YY: difference is between JIS and Unicode KC.
MD: if you map these together in the folding step than KC takes care of
this for you in the normalization step.
* Nameprep design team report, Paul Hoffman
This is a summary of what we posted to the mailing list last week.
Overview:
- make it easy for user to enter names.
-- we don't want to make it hard.
- prohibit as little as possible
-- not all domain names are entered by typing.
- keep names sensible
-- there are plenty of chars (such as backspace) that are bad/dangerous.
- linguistic juggling.
-- don't over-restrict. not a protocol discussion. "yes, good
character. no, bad character"
Proposed changes from -00:
- fewer prohibitions on input
-- may limit on output
-- make it so that input programs do not need to follow the output rules
- make it easier to implement
-- every application has to do nameprep regardless of protocol approach taken
-- give tables for 2 of 3 steps
prohibit less:
- it is difficult and probably not useful to try to limit confusion
-- e.g., should 'O' been prohibited because it looks like '0'.

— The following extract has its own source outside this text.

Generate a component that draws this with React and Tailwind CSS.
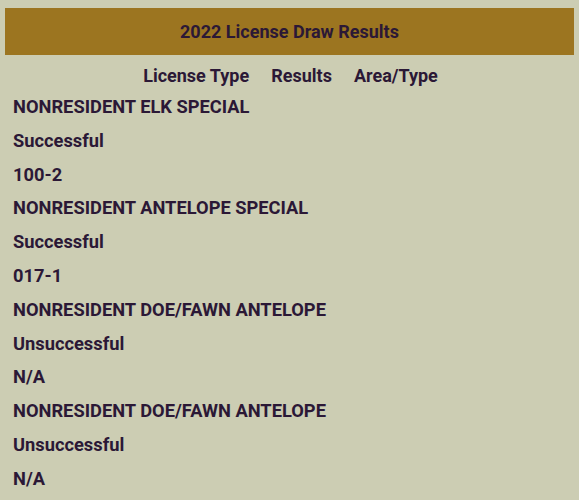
const rows = [
  'NONRESIDENT ELK SPECIAL',
  'Successful',
  '100-2',
  'NONRESIDENT ANTELOPE SPECIAL',
  'Successful',
  '017-1',
  'NONRESIDENT DOE/FAWN ANTELOPE',
  'Unsuccessful',
  'N/A',
  'NONRESIDENT DOE/FAWN ANTELOPE',
  'Unsuccessful',
  'N/A',
];

export default function App() {
  return (
    <div className="min-h-[500px] bg-[#cccdb3] px-[5px] pt-2 font-['Roboto',sans-serif] font-bold text-[#2b1836]">
      <div className="flex h-[47px] items-center justify-center bg-[#9c7520] text-[18px]">
        2022 License Draw Results
      </div>
      <div className="mt-[9px] flex justify-center gap-[22px] pl-[2px] text-[18px] leading-[24px]">
        <span>License Type</span>
        <span>Results</span>
        <span>Area/Type</span>
      </div>
      <div className="mt-[2px] px-2 text-[18.3px]">
        {rows.map((r, i) => (
          <div key={i} className="h-[33.8px] leading-[33.8px]">{r}</div>
        ))}
      </div>
    </div>
  );
}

- get out of the business of disallowing because they look alike
- -01 will have much smaller list of prohibited characters
- -00 prohibited compatibility characters. -01 says that if you can
algorithmically change, then accept on input
-- many examples in Arabic and Asian scripts
Change order of steps:
- ordering was prohibit -> fold (case mapping) -> normalize
- ordering is now map -> normalize -> prohibit
-- prohibit on output
Many edge cases in ISO-10646, so doing mapping first can be very clean.
Currently we just do case mapping. New version will do additional mapping
such as mapping all hyphen characters to normal hyphen. There are some
special cases for case-mapping that need to be added so that all characters
case-map as expected. Won't change semantic meaning of characters (in JP,
hyphen and lengthener characters would be treated differently). At the end
of the process, we won't have surprised characters.
Have option of mapping into nothing instead of prohibiting. Haven't
specified which we would do this to, but Arabic and Hebrew vowels could be
mapped to nothing (as per discussion on mailing list).
Use a couple of hundred line list of mappings to be done with the first
step of nameprep. We think this would simplify things
New case folding:
- mapping to lowercase will be derived from Unicode case mapping file
Non-character code points:
- non-character codepoints will be listed as prohibited characters
- already Unicode code points assigned as non-characters
Make everyone look outside plane 0.
Remove location of nameprep
- this is a protocol issue. the protocol must say where nameprep is done.
- different protocol proposals need nameprep in different places
Change canonicalize to normalize
Next steps:
- WG reviews design team recommendations
- Marc and Paul produce -01 based on WG consensus
- Design team keeps working on remaining issues
-- what is still prohibited on output vs. what is mapped to nothing on input
-- a few specific characters need attention
PF: sent a proposal about taking unmapped characters and calling them
prohibited or pass through depending on usage (registration or lookup). If
you want to talk, I'll forward to nameprep design team.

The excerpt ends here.